Now, Monaghan said her council is seriously considering operating a local ferry service to bring aboriginal workers to Kitimat from area coastal villages of Klemtu, Hartley Bay and Bella Bella to work on what will be thousands of construction jobs.

“I honestly felt (four years ago) I was the mayor of doom and now I feel like the mayor of boom,” she said.

After more than a year of hype from the provincial government about a jobs plan focused on LNG development, Monaghan’s community and others are beginning to feel the creeping effects of the flurry of investment in the resource.

Recently, B.C. Premier Christy Clark likened the province’s LNG development opportunities to that of the Alberta oil sands.

Her government’s jobs plan forecasts one LNG export plant in operation by 2015 and three in operation by 2020.

The LNG projects involve building pipelines from northeast B.C.’s natural gas fields to LNG terminals near Kitimat, from where the product will be shipped to Asian markets.

LNG is natural gas that is cooled to the point where it can be loaded onto tankers.

Rich Coleman, B.C. minister for energy, mines and natural gas, said the province is in negotiations with at least three LNG development proposals in the Kitimat area.

Two others are proposed for the Prince Rupert area, about 120 kilometres northwest of Kitimat, and billionaire Krishnan Suthanthiran has proposed that Kitsault, a northwest mining ghost town he bought for $7-million in 2005, be used for an LNG export facility.

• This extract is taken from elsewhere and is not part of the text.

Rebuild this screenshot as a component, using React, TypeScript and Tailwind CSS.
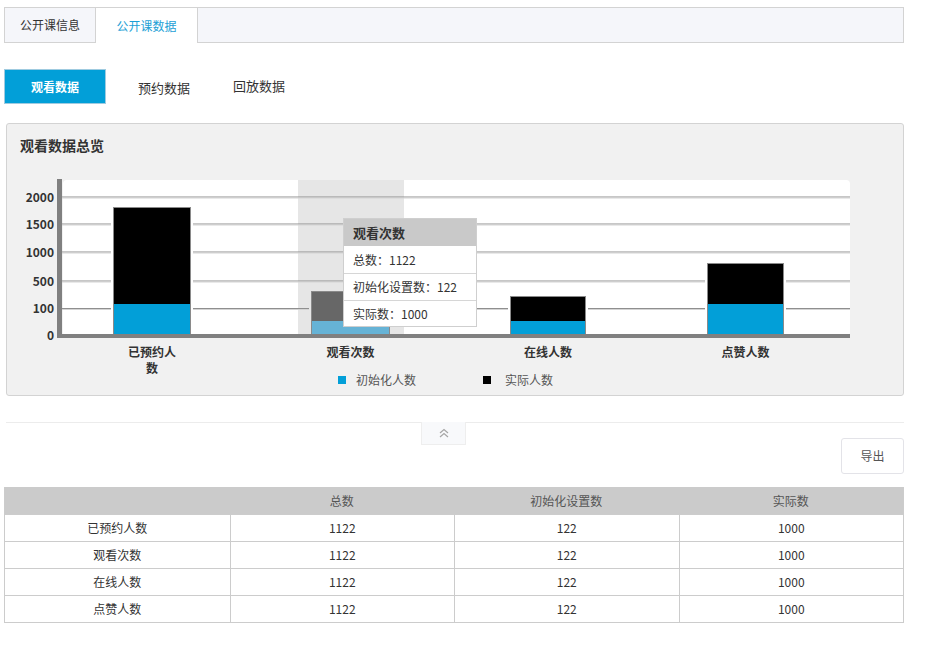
import React from 'react';

const BLUE = '#029fd8';

type Bar = { label: string[]; cx: number; x1: number; x2: number; top: number; split: number; dark?: boolean };

const bars: Bar[] = [
  { label: ['已预约人', '数'], cx: 152, x1: 113, x2: 191, top: 207, split: 304 },
  { label: ['观看次数'], cx: 350.5, x1: 311, x2: 390, top: 291, split: 321, dark: true },
  { label: ['在线人数'], cx: 548, x1: 510, x2: 586, top: 296, split: 321 },
  { label: ['点赞人数'], cx: 745.5, x1: 707, x2: 784, top: 263, split: 304 },
];

const grid = [
  { v: '2000', y: 197 },
  { v: '1500', y: 224 },
  { v: '1000', y: 252 },
  { v: '500', y: 281 },
  { v: '100', y: 308.5 },
];

const rows = ['已预约人数', '观看次数', '在线人数', '点赞人数'];

const Chart: React.FC = () => {
  const base = 334;
  return (
    <svg width={896} height={225} viewBox="7 170 896 225" className="block" fontFamily="Noto Sans CJK SC, sans-serif">
      <rect x={63} y={180} width={787} height={156} rx={4} fill="#fff" />
      <rect x={298} y={180} width={106} height={155} fill="#e6e6e6" />
      {grid.map((g) => (
        <g key={g.v}>
          <line x1={62} x2={850} y1={g.y} y2={g.y} stroke="#8f8f8f" strokeWidth={1} />
          <line x1={62} x2={850} y1={g.y + 1} y2={g.y + 1} stroke="#d4d4d4" strokeWidth={1} />
          <text x={54} y={g.y + 4.5} textAnchor="end" fontSize={12} fontWeight={700} fill="#333">
            {g.v}
          </text>
        </g>
      ))}
      <text x={54} y={340} textAnchor="end" fontSize={12} fontWeight={700} fill="#333">
        0
      </text>
      {bars.map((b) => (
        <g key={b.cx}>
          <rect x={b.x1 - 2} y={b.top - 2} width={b.x2 - b.x1 + 4} height={base - b.top + 2} fill={b.dark ? '#e6e6e6' : '#fff'} />
          <rect x={b.x1} y={b.top} width={b.x2 - b.x1} height={b.split - b.top} fill={b.dark ? '#676767' : '#000'} />
          <rect x={b.x1} y={b.split} width={b.x2 - b.x1} height={base - b.split} fill={b.dark ? '#66b3d6' : BLUE} />
          <rect x={b.x1 + 0.5} y={b.top + 0.5} width={b.x2 - b.x1 - 1} height={base - b.top} fill="none" stroke="#8a8a8a" strokeWidth={1} />
          {b.label.map((l, i) => (
            <text key={l} x={b.cx} y={357 + i * 16} textAnchor="middle" fontSize={12} fontWeight={700} fill="#333">
              {l}
            </text>
          ))}
        </g>
      ))}
      <rect x={57} y={179} width={5} height={159} fill="#808080" />
      <rect x={57} y={334} width={793} height={4} fill="#808080" />
      <rect x={338} y={376} width={8} height={8} fill={BLUE} />
      <text x={356} y={385} fontSize={12} fill="#555">初始化人数</text>
      <rect x={483} y={376} width={8} height={8} fill="#000" />
      <text x={505} y={385} fontSize={12} fill="#555">实际人数</text>
    </svg>
  );
};

const App: React.FC = () => {
  return (
    <div className="min-h-[663px] w-[940px] bg-white pt-[7px] text-[12px] text-[#333] font-['Noto_Sans_CJK_SC',sans-serif]">
      {/* top tabs */}
      <div className="ml-[4px] flex h-[36px] w-[900px] border-x border-t border-[#d3d3d3] bg-[#f5f6fa]">
        <div className="flex h-[35px] w-[91px] items-center justify-center border-r border-b border-[#d3d3d3] leading-5">
          公开课信息
        </div>
        <div className="flex h-[35px] w-[102px] items-center justify-center border-r border-[#d3d3d3] bg-white leading-5 text-[#1d9fd6]">
          公开课数据
        </div>
        <div className="h-[35px] flex-1 border-b border-[#d3d3d3]" />
      </div>

      {/* sub tabs */}
      <div className="ml-[4px] mt-[26px] flex items-start">
        <div className="flex h-[35px] w-[102px] items-center justify-center border border-[#9fcbe0] bg-[#029fd8] font-bold leading-5 text-white">
          观看数据
        </div>
        <span className="ml-[32px] mt-[9px] text-[13px] leading-5">预约数据</span>
        <span className="ml-[43px] mt-[7px] text-[13px] leading-5">回放数据</span>
      </div>

      {/* chart panel */}
      <div className="relative ml-[6px] mt-[19px] h-[273px] w-[898px] rounded-[3px] border border-[#d3d3d3] bg-[#f1f1f1]">
        <div className="pl-[13px] pt-[11px] text-[14px] font-bold leading-5 text-[#333]">观看数据总览</div>
        <div className="mt-[15px]">
          <Chart />
        </div>
        <div className="absolute left-[336px] top-[94px] w-[134px] border border-[#cfcfcf] bg-white text-[12px] text-[#333]">
          <div className="flex h-[27px] items-center bg-[#c9c9c9] pl-[9px] text-[13px] font-bold">观看次数</div>
          <div className="flex h-[27px] items-center pl-[9px]">总数：1122</div>
          <div className="flex h-[27px] items-center border-t border-[#d6d6d6] pl-[9px]">初始化设置数：122</div>
          <div className="flex h-[26px] items-center border-t border-[#d6d6d6] pl-[9px]">实际数：1000</div>
        </div>
      </div>

      {/* collapse divider */}
      <div className="relative ml-[6px] mt-[26px] w-[898px] border-t border-[#ececec]">
        <div className="absolute left-[415px] top-[-1px] flex h-[23px] w-[45px] items-center justify-center border-x border-b border-[#eeeeee] bg-[#f8f9fb]">
          <svg width="10" height="10" viewBox="0 0 10 10" fill="none" stroke="#a6a6a6" strokeWidth="1.2">
            <polyline points="1,5 5,1.5 9,5" />
            <polyline points="1,9 5,5.5 9,9" />
          </svg>
        </div>
      </div>

      {/* export */}
      <div className="ml-[4px] mt-[15px] flex w-[900px] justify-end">
        <button className="flex h-[36px] w-[63px] items-center justify-center rounded-[3px] border border-[#e3e3e8] bg-white text-[12px] leading-5 text-[#555]">
          导出
        </button>
      </div>

      {/* table */}
      <div className="ml-[4px] mt-[13px] w-[900px] border-x border-b border-[#cccccc]">
        <div className="grid h-[27px] grid-cols-4 items-center bg-[#cbcbcb] text-center leading-5 text-[#555]">
          <div />
          <div>总数</div>
          <div>初始化设置数</div>
          <div>实际数</div>
        </div>
        {rows.map((r) => (
          <div key={r} className="grid h-[27px] grid-cols-4 border-t border-[#cccccc] text-center leading-5">
            <div className="flex items-center justify-center">{r}</div>
            <div className="flex items-center justify-center border-l border-[#cccccc]">1122</div>
            <div className="flex items-center justify-center border-l border-[#cccccc]">122</div>
            <div className="flex items-center justify-center border-l border-[#cccccc]">1000</div>
          </div>
        ))}
      </div>
    </div>
  );
};

export default App;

Two of the five proposed LNG projects highlighted by Coleman have already been granted federal export permits.

The Douglas Channel Energy Project is described as a small LNG plant, but will likely be the first in operation in the Kitimat area by 2015.

The project, already under construction, proposes to use the existing natural gas pipeline to Kitimat from the northeast to transfer the gas to a barge-based LNG plant in the Douglas Channel, where it will be loaded onto tankers.

Kitimat’s Haisla Nation aboriginals are business partners in this project.

The proposed Kitimat LNG project, which also has an export permit and is located on Haisla Nation land, is a joint venture of Apache Corp. and Chevron Ltd.

Late last year, Chevron purchased operating interest in Kitimat LNG and the Pacific Trail Pipeline from EOG Resources Canada Inc., and EnCana Corp., prompting industry analysts to state that LNG exports from Kitimat are getting closer to reality.

The third proposed LNG Canada project at Kitimat is being developed by Shell Canada Ltd., and joint venture partners Korea Gas Corporation (KOGAS), Mitsubishi Corporation and PetroChina Company Ltd.